Klinsmann versuchte in der Hoffnung auf einen Punktgewinn zwar alles; unter anderem löste er nach Hummels’ Platzverweis seine Dreierkette auf und beorderte Innenverteidiger Dedryck Boyata für die Schlussphase ins Sturmzentrum. Angesprochen auf mögliche taktische Varianten für die kommenden Spiele bis Weihnachten bekannte Klinsmann am Morgen danach: „Ich bin ohnehin kein System-Fanatiker, sondern grundsätzlich sehr offen in diesen Fragen.“
Hertha will Ruhe haben - und schottet sich ab
Trotzdem wird es wohl personelle Rochaden in den nächsten Wochen geben; am Samstag etwa erhielt Davie Selke überraschend den Vorzug vor Vedad Ibisevic, der später eingewechselt wurde. „Wir müssen uns als Trainerteam die Frage stellen: Wie passen verschiedene Puzzleteile im mannschaftstaktischen Bereich besser zusammen?“, sagte Klinsmann.
Abgesehen von rein sportlichen Faktoren vertraut Klinsmann dabei nicht zuletzt auf die Kraft der Abschottung.
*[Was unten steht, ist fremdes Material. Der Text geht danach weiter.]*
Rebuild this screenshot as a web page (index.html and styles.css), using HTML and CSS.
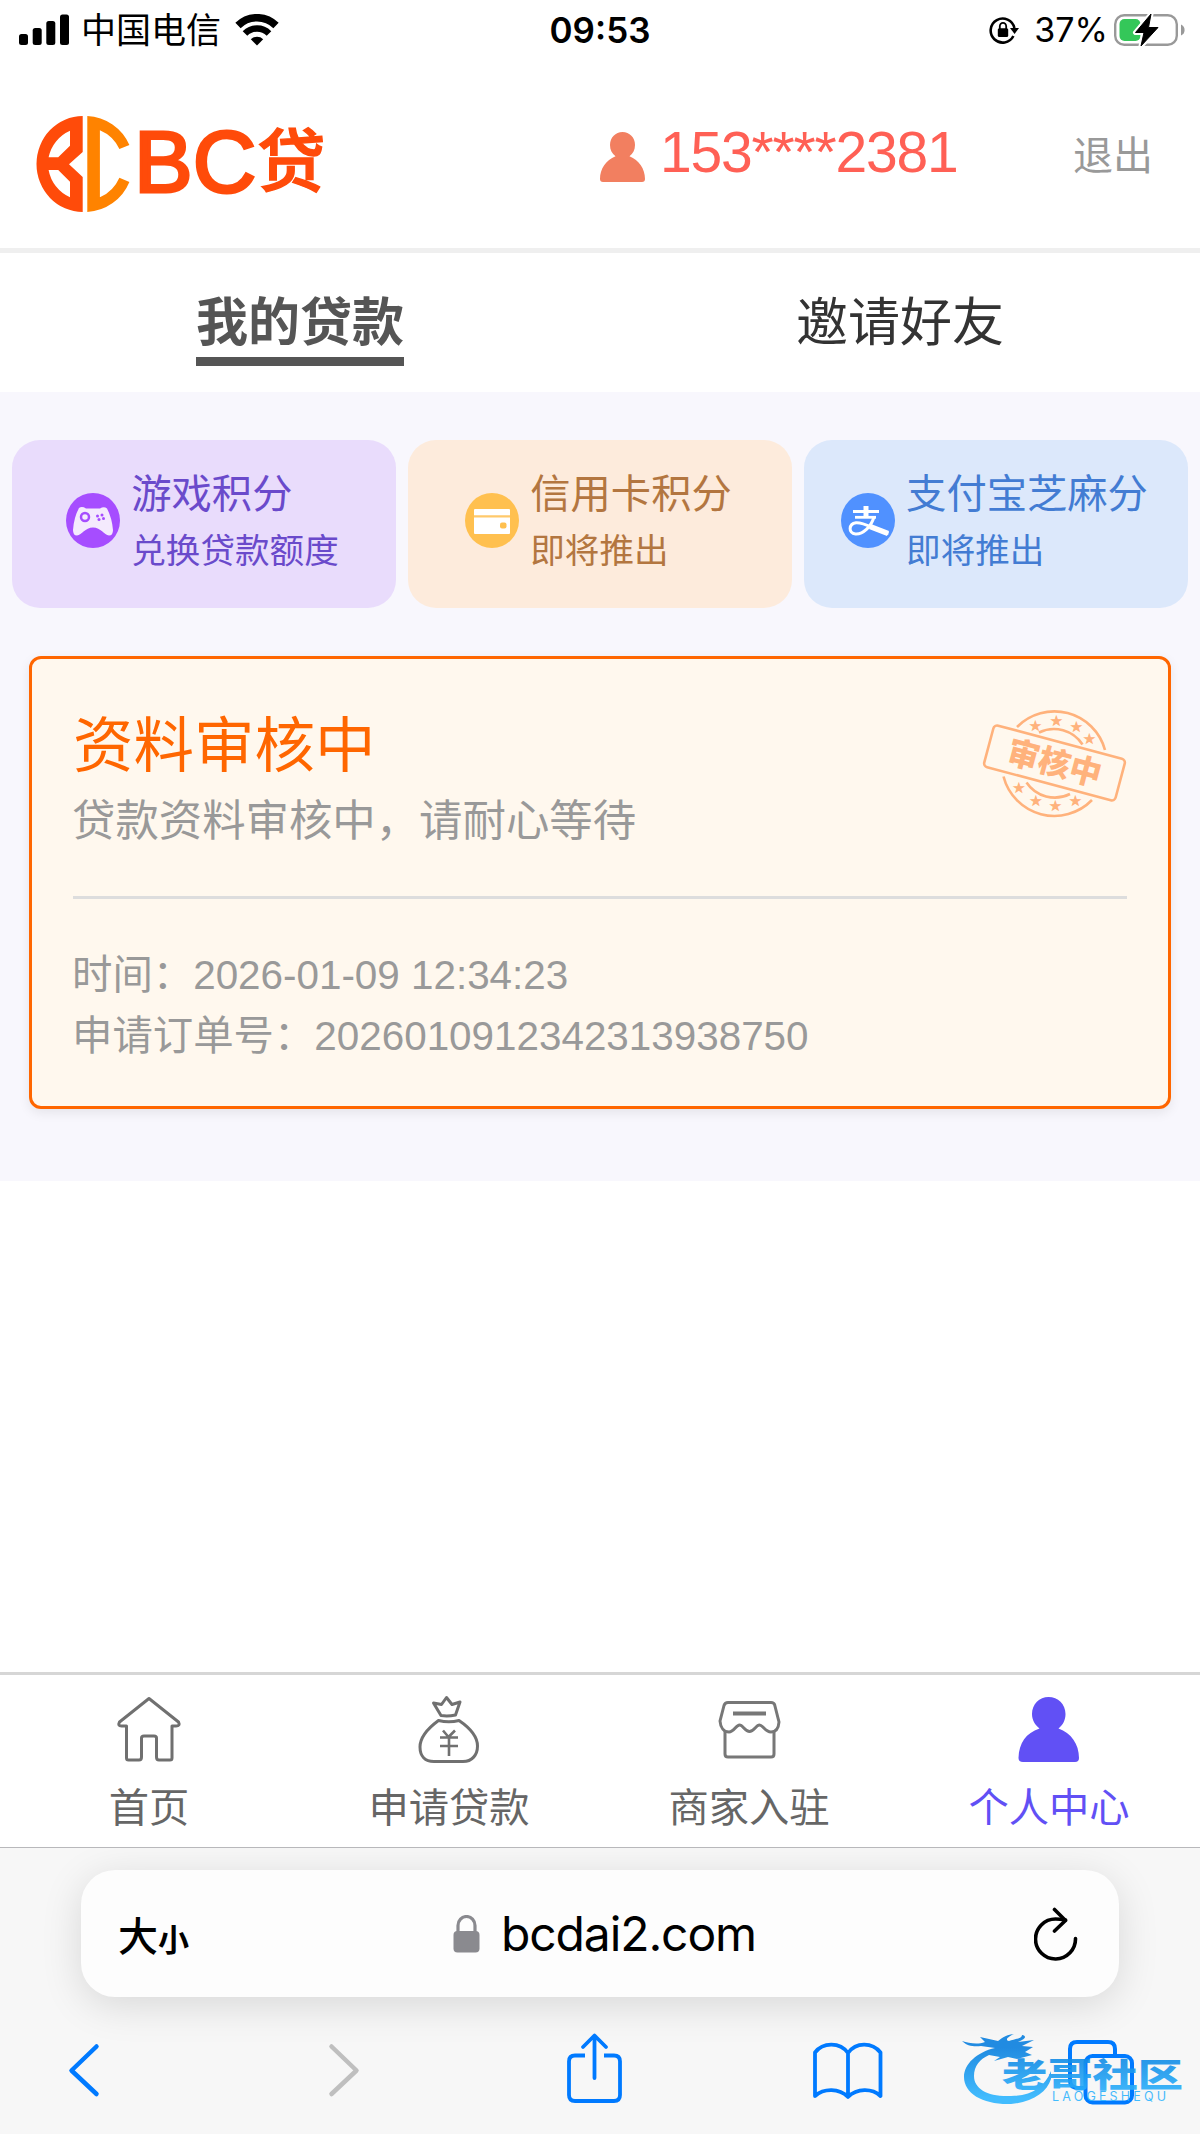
FILE: index.html
```html
<!DOCTYPE html>
<html lang="zh-CN">
<head>
    <meta charset="UTF-8">
    <meta name="viewport" content="width=device-width, initial-scale=1.0">
    <title>BC贷 - 个人中心</title>
    <link rel="stylesheet" href="styles.css">
</head>
<body>

    <!-- 状态栏 -->
    <div class="status">
        <div class="status-left">
            <svg width="50" height="32" viewBox="0 0 50 32">
                <rect x="0" y="20" width="9" height="11" rx="2.5"/>
                <rect x="13.7" y="14" width="9" height="17" rx="2.5"/>
                <rect x="27.3" y="7" width="9" height="24" rx="2.5"/>
                <rect x="41" y="0.5" width="9" height="30.5" rx="2.5"/>
            </svg>
            <span class="carrier">中国电信</span>
            <svg class="wifi" width="44" height="32" viewBox="0 0 44 32">
                <path d="M3 11.5A27 27 0 0 1 41 11.5" fill="none" stroke="#000" stroke-width="7.5"/>
                <path d="M10 19.5A17 17 0 0 1 34 19.5" fill="none" stroke="#000" stroke-width="6.5"/>
                <path d="M22 31.5L15.8 25.3A9 9 0 0 1 28.2 25.3Z"/>
            </svg>
        </div>
        <div class="clock">09:53</div>
        <div class="status-right">
            <svg width="30" height="28" viewBox="0 0 30 28">
                <path d="M24.4 20A12 12 0 1 1 25.4 12" fill="none" stroke="#000" stroke-width="2.6"/>
                <path d="M21 12H30L25.6 18Z"/>
                <rect x="8.8" y="12.3" width="10.4" height="8.7" rx="1.5"/>
                <path d="M10.8 13V10.5a3.2 3.6 0 0 1 6.4 0V13" fill="none" stroke="#000" stroke-width="1.8"/>
            </svg>
            <span class="percent">37%</span>
            <svg width="72" height="36" viewBox="0 0 72 36">
                <rect x="1.2" y="3.2" width="61.6" height="29.6" rx="9" fill="none" stroke="#999" stroke-width="2.4"/>
                <path d="M67 12.5q3.6 1.5 3.6 5.5t-3.6 5.5z" fill="#999"/>
                <rect x="5.5" y="7" width="21" height="22" rx="5" fill="#34c759"/>
                <path d="M37 2L21.5 20.5H30L27 34L44 15.5H34.5Z" stroke="#fff" stroke-width="5" stroke-linejoin="round"/>
                <path d="M37 2L21.5 20.5H30L27 34L44 15.5H34.5Z" stroke="#000" stroke-width="1" stroke-linejoin="round"/>
            </svg>
        </div>
    </div>

    <!-- 顶部 -->
    <div class="header">
        <svg class="logo" width="95" height="98" viewBox="36 115 95 98">
            <path fill="#ff4b0a" fill-rule="evenodd" d="M82.7 116V152L69 164.3L82.7 177V212A46.2 48 0 0 1 82.7 116ZM70 130.7A37 37 0 0 0 48.6 157.3H58.2L70 145.7ZM48.6 170A37 37 0 0 0 70 197.3V181.7L58.2 170Z"/>
            <path fill="#ff8300" d="M87.3 116A48.5 48.5 0 0 1 129.4 145L119.4 149A38 38 0 0 0 99.9 130.3V197.3A38 38 0 0 0 119.4 177.7L129.4 182A48.5 48.5 0 0 1 87.3 212Z"/>
        </svg>
        <div class="brand">BC<span>贷</span></div>
        <svg class="user-icon" width="45" height="50" viewBox="0 0 45 50">
            <path fill="#f27f60" d="M22.5 0C29.500 0 35 5.500 35 13C35 18 33 21.500 29.500 24.300C39 28 45 37 45 47Q45 50 42 50H3Q0 50 0 47C0 37 6 28 15.500 24.300C12 21.500 10 18 10 13C10 5.500 15.500 0 22.500 0Z"/>
        </svg>
        <div class="phone">153****2381</div>
        <div class="logout">退出</div>
    </div>

    <div class="tabs">
        <div class="tab"><span class="active">我的贷款</span></div>
        <div class="tab"><span>邀请好友</span></div>
    </div>

    <div class="main">
        <!-- 积分 -->
        <div class="scores">
            <div class="score game">
                <svg width="54" height="55" viewBox="0 0 54 55">
                    <ellipse cx="27" cy="27.500" rx="27" ry="27.500" fill="#a64dff"/>
                    <path fill="#f4eafd" d="M13 15Q16 13 20 15.500H34Q38 13 41 15.500Q46 25 47 37Q47 42.500 43 42.500C38 42 35 34.500 27 34.500S16 42 11 42.500Q7 42.500 7 37Q8 24 13 15Z"/>
                    <circle cx="19" cy="24" r="4" fill="none" stroke="#a64dff" stroke-width="2.500"/>
                    <g fill="#a64dff"><circle cx="31.500" cy="23" r="1.500"/><circle cx="36" cy="22" r="1.500"/><circle cx="33" cy="26.500" r="1.500"/><circle cx="37.500" cy="25.500" r="1.500"/></g>
                </svg>
                <div><p class="name">游戏积分</p><p class="desc">兑换贷款额度</p></div>
            </div>
            <div class="score credit">
                <svg width="54" height="55" viewBox="0 0 54 55">
                    <ellipse cx="27" cy="27.500" rx="27" ry="27.500" fill="#ffc04f"/>
                    <rect x="9" y="16" width="36" height="25" rx="1" fill="#fff"/>
                    <path d="M9 23.300H45" stroke="#ffc96b" stroke-width="2.200"/>
                    <rect x="35" y="29.500" width="6.500" height="6" rx="2" fill="#ffc04f"/>
                </svg>
                <div><p class="name">信用卡积分</p><p class="desc">即将推出</p></div>
            </div>
            <div class="score alipay">
                <svg width="54" height="55" viewBox="0 0 54 55">
                    <ellipse cx="27" cy="27.500" rx="27" ry="27.500" fill="#5091ff"/>
                    <g fill="none" stroke="#fff">
                        <path d="M12 18.500H38" stroke-width="3"/>
                        <path d="M25 13V24" stroke-width="5"/>
                        <path d="M14 24.300H35" stroke-width="2.800"/>
                        <path d="M33 24C30 34 22 41.500 14.500 41C7 40 7.500 31 15 29.800C24 29 33 37 47.500 40.500" stroke-width="3"/>
                        <path d="M29 33.500L47 40.500" stroke-width="5.500"/>
                    </g>
                </svg>
                <div><p class="name">支付宝芝麻分</p><p class="desc">即将推出</p></div>
            </div>
        </div>

        <!-- 贷款订单 -->
        <div class="loan">
            <div class="loan-top">
                <div>
                    <h2>资料审核中</h2>
                    <p class="tip">贷款资料审核中，请耐心等待</p>
                </div>
                <svg class="stamp" width="145" height="110" viewBox="0 0 145 110">
                    <g fill="none" stroke="#ffb27c" stroke-width="2.600">
                        <path d="M35 18A52.500 52.500 0 0 1 123 41"/>
                        <path d="M21.500 67.500A52.500 52.500 0 0 0 110 91"/>
                        <path d="M57 23.500A34 34 0 0 1 100.500 35.500"/>
                        <path d="M44.500 73.500A34 34 0 0 0 88 85"/>
                        <rect x="4.500" y="32.500" width="136" height="43" rx="4" transform="rotate(15 72.500 54)"/>
                    </g>
                    <g fill="#ffb27c" font-size="12" text-anchor="middle" font-family="DejaVu Sans" stroke="#ffb27c">
                        <text x="53.500" y="20.500">★</text><text x="74.500" y="16">★</text><text x="94.500" y="21.500">★</text><text x="107.500" y="34">★</text>
                        <text x="37" y="82.500">★</text><text x="54" y="96">★</text><text x="73.500" y="100.500">★</text><text x="93.500" y="96">★</text>
                    </g>
                    <text class="stamp-text" x="72.500" y="65.500" text-anchor="middle" transform="rotate(15 72.500 54)">审核中</text>
                </svg>
            </div>
            <div class="loan-info">
                <p>时间：2026-01-09 12:34:23</p>
                <p>申请订单号：2026010912342313938750</p>
            </div>
        </div>
    </div>

    <!-- 底部导航 -->
    <div class="nav">
        <div class="nav-item">
            <svg width="72" height="72" viewBox="0 0 72 72" fill="none" stroke="#707070" stroke-width="3" stroke-linejoin="round">
                <path d="M36 4.500L65.500 28Q67.500 32 63 32H59V64Q59 66 57 66H46Q43.500 66 43.500 63V44Q43.500 42 41 42H31Q28.500 42 28.500 44V63Q28.500 66 26 66H15.500Q13.500 66 13.500 64V32H8.500Q4.500 32 6.500 28Z"/>
            </svg>
            <span>首页</span>
        </div>
        <div class="nav-item">
            <svg width="72" height="72" viewBox="0 0 72 72" fill="none" stroke="#707070" stroke-width="3" stroke-linejoin="round">
                <path d="M28 21.500L20.500 9L28.500 10.500L33.500 3.500L39 10.500L47 8L42.500 21Q35 22.500 28 21.500Z"/>
                <path d="M25.500 26.500C14 35 7 45 7 53C7 62 12 67.500 21 67.500H50C59 67.500 64.500 61 64.500 52C64.500 42 57 34 46 26.500Q36 29 25.500 26.500Z"/>
                <path d="M30 36.500L35.500 43L42 36.500M27 43.500H45M27 52H45M36 43V62" stroke-width="2.600"/>
            </svg>
            <span>申请贷款</span>
        </div>
        <div class="nav-item">
            <svg width="72" height="72" viewBox="0 0 72 72" fill="none" stroke="#777" stroke-width="3" stroke-linejoin="round">
                <path d="M15 8.500H58Q61 8.500 61.700 11L66 28C65.500 35 62 38 58 38C52 38 50 31 46.500 31C43 31 41 37.500 36.500 37.500S30 31 26.500 31C23 31 21 38 16 38C11 38 7.500 34 7 27L11 11.500Q12 8.500 15 8.500Z"/>
                <path d="M12 37V60Q12 63 15 63H58Q61 63 61 60V37"/>
                <path d="M20 19.500H53" stroke-width="4"/>
            </svg>
            <span>商家入驻</span>
        </div>
        <div class="nav-item active">
            <svg width="72" height="72" viewBox="0 0 72 72">
                <path fill="#6150f5" d="M35.500 3C45 3 52.500 10 52.500 20C52.500 26 50 31 45.500 34.500C58 39 66 50 66 64Q66 68 62 68H10Q5.500 68 5.500 64C6 49 13 39 26.500 34.500C22 31 19 26 19 20C19 10 26.500 3 35.500 3Z"/>
            </svg>
            <span>个人中心</span>
        </div>
    </div>

    <!-- 浏览器工具栏 -->
    <div class="browser">
        <div class="address">
            <div class="aa">大<small>小</small></div>
            <div class="url">
                <svg width="27" height="38" viewBox="0 0 27 38">
                    <rect x="0.500" y="16" width="26" height="21.500" rx="4" fill="#8a8a8f"/>
                    <path d="M5 17V10.500a8.500 9 0 0 1 17 0V17" fill="none" stroke="#8a8a8f" stroke-width="3.200"/>
                </svg>
                <span>bcdai2.com</span>
            </div>
            <svg width="44" height="54" viewBox="0 0 44 54" fill="none" stroke="#000" stroke-width="3.600" stroke-linecap="round" stroke-linejoin="round">
                <path d="M41.500 31.500A20 20 0 1 1 21.500 12Q26 12 31.500 13"/>
                <path d="M20.500 2.500L31.500 13.500L20.500 24"/>
            </svg>
        </div>
        <div class="toolbar">
            <svg width="80" height="80" viewBox="0 0 80 80" fill="none" stroke="#007aff" stroke-width="4.500" stroke-linecap="round" stroke-linejoin="round">
                <path d="M52.500 16.500L27.500 40.500L52.500 64"/>
            </svg>
            <svg width="80" height="80" viewBox="0 0 80 80" fill="none" stroke="#bfbfbf" stroke-width="4.500" stroke-linecap="round" stroke-linejoin="round">
                <path d="M27.500 16.500L52.500 40.500L27.500 64"/>
            </svg>
            <svg width="80" height="80" viewBox="0 0 80 80" fill="none" stroke="#007aff" stroke-width="3.800" stroke-linecap="round" stroke-linejoin="round">
                <path d="M31 25.500H21Q15 25.500 15 31.500V65Q15 71 21 71H60Q66 71 66 65V31.500Q66 25.500 60 25.500H50" stroke-linecap="butt"/>
                <path d="M40.500 48V6M29 17L40.500 5.500L52 17"/>
            </svg>
            <svg width="80" height="80" viewBox="0 0 80 80" fill="none" stroke="#007aff" stroke-width="3.800" stroke-linejoin="round">
                <path d="M40 23C32 12 15 12 7 22.500V66C16 58 31 58 40 67C49 58 64 58 72.500 66V22.500C64 12 48 12 40 23ZM40 23V67"/>
            </svg>
            <svg width="80" height="80" viewBox="0 0 80 80" fill="none" stroke="#007aff" stroke-width="4">
                <path d="M23 58H18Q9 58 9 51V19Q9 12 16 12H47Q54 12 54 19V26"/>
                <rect x="24.500" y="26" width="46.500" height="46.500" rx="7"/>
            </svg>
        </div>
    </div>

    <!-- 水印 -->
    <svg class="watermark" width="230" height="84" viewBox="0 0 230 84">
        <defs>
            <linearGradient id="wm" x1="0" y1="20" x2="0" y2="70" gradientUnits="userSpaceOnUse">
                <stop offset="0" stop-color="#0a80df"/>
                <stop offset="1" stop-color="#2fb6ff"/>
            </linearGradient>
        </defs>
        <g fill="url(#wm)">
            <path d="M35 20C17 24 4 36 4 49C4 66 24 77 51 76C73 74 87 64 91 51V43C85 59 71 68 51 68C28 69 14 61 14 48C14 38 20 31 29 27L40 29L34 33L48 29L57 31L72 27L65 24L73 19L62 18L74 12L58 14C66 11 67 8 62 7C62 11 54 11 49 13C44 12 49 8 54 6C44 7 41 11 38 13L20 9L25 14C17 17 9 15 2 13C7 18 14 19 21 18Z"/>
            <text class="wm-text" x="42" y="59" textLength="181" lengthAdjust="spacingAndGlyphs">老哥社区</text>
            <text class="wm-sub" x="92" y="72.500" textLength="114">LAOGESHEQU</text>
        </g>
    </svg>

</body>
</html>
```

FILE: styles.css
```css
* { box-sizing: border-box; }
body { margin: 0; width: 1200px; height: 2134px; position: relative; display: flex; flex-direction: column; background: #fff; overflow: hidden; font-family: "Liberation Sans", "Noto Sans CJK SC", sans-serif; }
p, h2 { margin: 0; font-weight: normal; }
svg { display: block; flex: none; }

/* 状态栏 */
.status { height: 60px; display: grid; grid-template-columns: 1fr 120px 1fr; align-items: center; padding: 0 14px 0 19px; font-family: Inter, "Noto Sans CJK SC", sans-serif; }
.status-left, .status-right { display: flex; align-items: center; height: 60px; }
.status-right { justify-content: flex-end; }
.carrier { margin: 0 14px 0 12px; font-size: 35px; line-height: 60px; }
.clock { padding-right: 5px; font-size: 35px; font-weight: 600; text-align: center; line-height: 60px; }
.percent { margin: 0 6px 0 15px; font-size: 34px; line-height: 60px; }

/* 顶部 */
.header { height: 193px; display: flex; align-items: flex-start; padding-left: 36px; border-bottom: 5px solid #efefef; }
.logo { margin-top: 55px; }
.brand { width: 200px; margin-left: 3px; margin-top: 52px; font-size: 88px; line-height: 100px; color: #ff4b0a; white-space: nowrap; -webkit-text-stroke: 3px #ff4b0a; }
.brand span { font-size: 68px; font-weight: 500; line-height: 1; vertical-align: 6px; margin-left: 1px; -webkit-text-stroke-width: 1.5px; }
.user-icon { margin: 72px 0 0 266px; }
.phone { margin: 60px 0 0 15px; width: 413px; font-size: 57px; line-height: 64px; letter-spacing: -1.2px; color: #ff6055; }
.logout { margin-top: 66px; font-size: 40px; line-height: 60px; color: #999; white-space: nowrap; }

.tabs { height: 139px; display: flex; }
.tab { flex: 1; text-align: center; font-size: 52px; color: #333; }
.tab span { display: inline-block; height: 77px; margin-top: 36px; line-height: 68px; }
.tab .active { font-weight: bold; color: #555; border-bottom: 9px solid #555; }

.main { height: 789px; padding: 48px 12px 0; background: #f8f7fd; }
.scores { display: grid; grid-template-columns: repeat(3, 1fr); gap: 12px; }
.score { height: 168px; display: flex; align-items: center; justify-content: center; gap: 11px; border-radius: 28px; padding: 0 3px 7px 0; }
.score svg { margin-top: -1px; }
.name { font-size: 40.3px; line-height: 60px; }
.desc { font-size: 34.6px; line-height: 52px; }
.game { background: #e9dcfc; color: #6a4acb; }
.credit { background: #fdebdc; color: #b37640; }
.alipay { background: #dce8fb; color: #437cd3; }

/* 贷款订单 */
.loan { height: 453px; margin: 48px 17px 0; padding: 0 41px; background: #fff8ee; border: 3px solid #ff6600; border-radius: 12px; box-shadow: 0 4px 12px rgba(0, 0, 0, 0.08); }
.loan-top { display: flex; justify-content: space-between; height: 240px; padding-top: 45px; border-bottom: 3px solid #ddd; }
.loan h2 { font-size: 60.5px; line-height: 84px; color: #ff6600; }
.tip { font-size: 43.4px; line-height: 66px; color: #999; margin-left: -1px; }
.stamp { margin-top: 5px; }
.stamp-text { font-family: "Noto Sans CJK SC", sans-serif; font-size: 32px; font-weight: 900; fill: #ffb27c; }
.loan-info { padding-top: 46px; font-size: 40.4px; line-height: 61px; color: #999; margin-left: -1px; }

/* 底部导航 */
.nav { margin-top: 491px; height: 175px; display: flex; border-top: 3px solid #d6d6d6; }
.nav-item { flex: 1; display: flex; flex-direction: column; align-items: center; padding: 19px 2px 0 0; font-size: 40.3px; line-height: 60px; color: #666; }
.nav-item svg { margin-bottom: 13px; }
.nav-item.active { color: #6150f5; }

/* 浏览器 */
.browser { flex: 1; padding: 22px 81px 0 81px; background: #f7f7f7; border-top: 1px solid #b8b8bb; overflow: hidden; }
.address { height: 127px; display: flex; align-items: center; justify-content: space-between; padding: 0 41px 0 37px; border-radius: 34px; background: #fdfdfd; box-shadow: 0 8px 40px rgba(0, 0, 0, 0.13); font-family: Inter, "Noto Sans CJK SC", sans-serif; }
.aa { width: 75px; font-size: 40px; font-weight: 500; white-space: nowrap; }
.aa small { font-size: 31px; font-weight: 700; }
.url { display: flex; align-items: center; gap: 21px; margin-right: 18px; font-size: 48px; letter-spacing: -1.1px; }
.toolbar { display: grid; grid-template-columns: 260px 250px 254px 253px 80px; margin: 33px 0 0 -37px; }
.watermark { position: absolute; left: 960px; top: 2028px; opacity: 0.9; }
.wm-text { font-family: "Noto Sans CJK SC", sans-serif; font-size: 33px; font-weight: 900; }
.wm-sub { font-family: Inter, sans-serif; font-size: 12.5px; }
```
Bis zum Jahresende, so hat es Herthas Medienabteilung kommuniziert, wird es keine Einzelinterviews mit Mitgliedern des neu installierten Funktionsteams geben. Auch die Trainingseinheiten, die bisher fast ausnahmslos öffentlich waren, werden zu einem kleinen Staatsgeheimnis. Künftig sind maximal zwei Einheiten pro Woche für Besucher und Journalisten geöffnet. Nach Dafürhalten der Entscheidungsträger braucht Hertha im Moment vor allem: Ruhe, Ruhe und Ruhe.
Abschließend wurde Klinsmann am Sonntag noch zur EM-Auslosung und den deutschen Gruppengegnern Frankreich sowie Portugal befragt. „Ach nee, Leute. Ich habe den Kopf mit anderen Sachen voll“, antwortete er, setzte sein unvergleichliches Lächeln auf – und trabte auf den Trainingsplatz.